Type 1 / Type 2 Decisions

Jeff Bezos's distinction between irreversible "one-way door" decisions (Type 1) and reversible "two-way door" decisions (Type 2). Most organizations apply Type 1 deliberation to Type 2 problems and pay the cost in speed of learning.

Ubiquitous Language

A single shared vocabulary used by domain experts, stakeholders, and software teams, consistent across conversation, documentation, and code. From Eric Evans's Domain-Driven Design. See Shared Language and Operational Clarity.

User Experience (UX)

The functional design of how a user accomplishes work with a product. Structure, sequence, language, defaults, and feedback, in addition to the visual layer.

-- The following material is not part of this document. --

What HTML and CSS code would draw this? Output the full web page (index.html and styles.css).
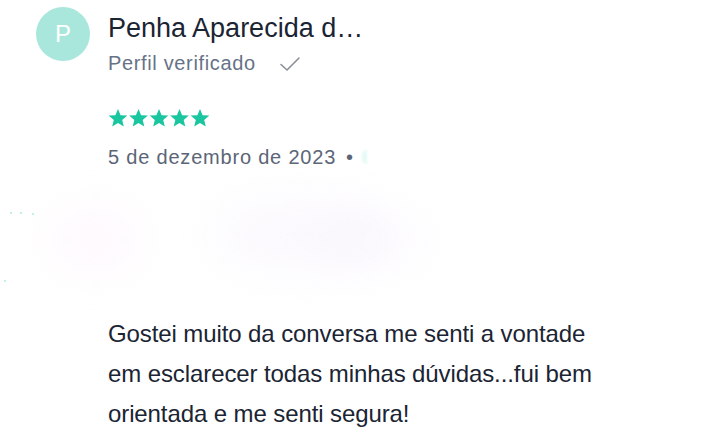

Not decoration. See UI/UX Is Not Decoration.

Validated Learning

A unit of progress in hypothesis-driven product work: an experiment that produced evidence the team did not have before. From Ries's The Lean Startup. The argument is that learning, not shipping, is the actual product of early-stage development.

Westrum Typology

Ron Westrum's three-type classification of organizational cultures based on information flow: pathological (information is hoarded), bureaucratic (information follows rules), and generative (information flows where it is needed). Accelerate found that generative cultures are also high-performance engineering cultures.

Work in Progress (WIP)

Work that has been started but not finished. Excess WIP is one of the most common causes of slow flow in knowledge work. Visualizing WIP and setting explicit limits on it is one of the core practices from the lean and kanban traditions.

Yagni

"You Aren't Gonna Need It." Martin Fowler's articulation of the principle that building flexibility for needs that never materialize is consistently expensive. The decision to not build something is often the higher-leverage choice.